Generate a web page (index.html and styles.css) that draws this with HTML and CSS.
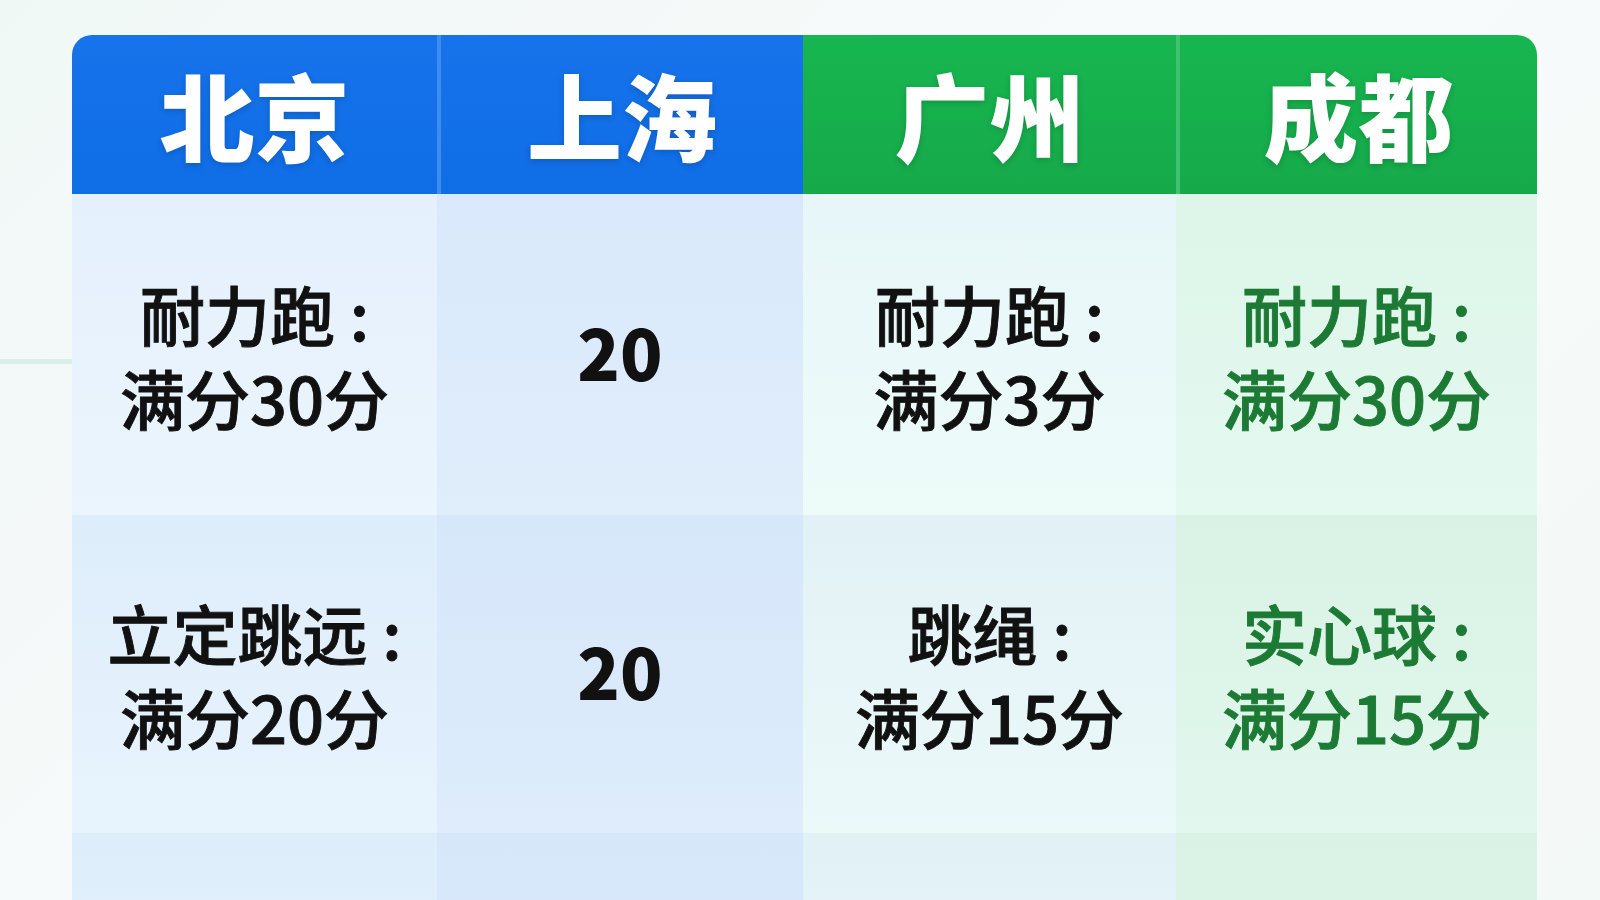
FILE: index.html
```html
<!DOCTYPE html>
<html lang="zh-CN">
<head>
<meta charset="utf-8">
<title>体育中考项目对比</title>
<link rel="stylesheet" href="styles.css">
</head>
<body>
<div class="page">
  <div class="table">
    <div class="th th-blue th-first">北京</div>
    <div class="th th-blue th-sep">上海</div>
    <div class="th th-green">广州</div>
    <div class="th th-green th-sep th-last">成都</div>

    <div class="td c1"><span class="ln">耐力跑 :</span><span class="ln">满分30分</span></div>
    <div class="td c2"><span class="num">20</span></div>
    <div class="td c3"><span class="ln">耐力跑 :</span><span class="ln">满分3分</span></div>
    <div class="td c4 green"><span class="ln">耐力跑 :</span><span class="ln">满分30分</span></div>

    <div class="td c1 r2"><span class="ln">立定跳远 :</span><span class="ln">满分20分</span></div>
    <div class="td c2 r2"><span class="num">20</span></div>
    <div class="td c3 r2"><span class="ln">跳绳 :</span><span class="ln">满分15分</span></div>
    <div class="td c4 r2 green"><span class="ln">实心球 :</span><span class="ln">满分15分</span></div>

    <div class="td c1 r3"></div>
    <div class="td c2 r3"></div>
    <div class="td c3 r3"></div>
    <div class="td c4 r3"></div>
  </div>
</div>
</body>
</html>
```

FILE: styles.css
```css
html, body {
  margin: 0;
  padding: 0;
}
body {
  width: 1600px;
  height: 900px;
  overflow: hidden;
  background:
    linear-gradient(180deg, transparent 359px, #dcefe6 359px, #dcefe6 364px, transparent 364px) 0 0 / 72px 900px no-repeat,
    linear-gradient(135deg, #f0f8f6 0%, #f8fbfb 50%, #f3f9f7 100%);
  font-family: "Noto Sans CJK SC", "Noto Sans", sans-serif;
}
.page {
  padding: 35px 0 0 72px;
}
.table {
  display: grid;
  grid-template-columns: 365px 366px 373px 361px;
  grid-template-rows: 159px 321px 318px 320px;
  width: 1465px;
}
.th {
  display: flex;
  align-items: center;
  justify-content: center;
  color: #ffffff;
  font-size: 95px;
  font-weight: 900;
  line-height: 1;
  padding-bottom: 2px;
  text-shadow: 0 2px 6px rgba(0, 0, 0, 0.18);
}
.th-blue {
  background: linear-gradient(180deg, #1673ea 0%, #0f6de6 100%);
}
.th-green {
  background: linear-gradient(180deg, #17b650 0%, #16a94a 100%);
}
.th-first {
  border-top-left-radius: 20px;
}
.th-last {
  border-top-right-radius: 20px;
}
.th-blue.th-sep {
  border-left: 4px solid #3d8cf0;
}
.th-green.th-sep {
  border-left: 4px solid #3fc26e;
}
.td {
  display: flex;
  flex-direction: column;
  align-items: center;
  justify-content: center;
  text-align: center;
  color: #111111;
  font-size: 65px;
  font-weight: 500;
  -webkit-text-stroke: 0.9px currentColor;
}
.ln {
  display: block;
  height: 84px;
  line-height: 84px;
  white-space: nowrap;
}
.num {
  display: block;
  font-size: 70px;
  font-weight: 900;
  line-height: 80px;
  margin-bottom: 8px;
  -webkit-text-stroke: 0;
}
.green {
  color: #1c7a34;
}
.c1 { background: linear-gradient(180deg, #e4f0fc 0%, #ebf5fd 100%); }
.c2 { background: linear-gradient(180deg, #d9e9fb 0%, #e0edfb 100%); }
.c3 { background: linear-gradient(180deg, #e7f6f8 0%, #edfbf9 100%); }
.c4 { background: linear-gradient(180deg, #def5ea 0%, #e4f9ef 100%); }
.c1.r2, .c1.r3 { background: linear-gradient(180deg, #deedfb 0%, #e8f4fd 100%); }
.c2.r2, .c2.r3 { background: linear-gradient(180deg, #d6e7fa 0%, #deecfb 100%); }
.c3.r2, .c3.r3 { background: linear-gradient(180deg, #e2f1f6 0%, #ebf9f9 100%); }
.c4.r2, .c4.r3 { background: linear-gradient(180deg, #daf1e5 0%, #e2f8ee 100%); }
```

^^^^

*Task to carry out*
Look through the material above and pick out each line holding the word "page".

*Finished answer*
Generate a web page (index.html and styles.css) that draws this with HTML and CSS.
<div class="page">
.page {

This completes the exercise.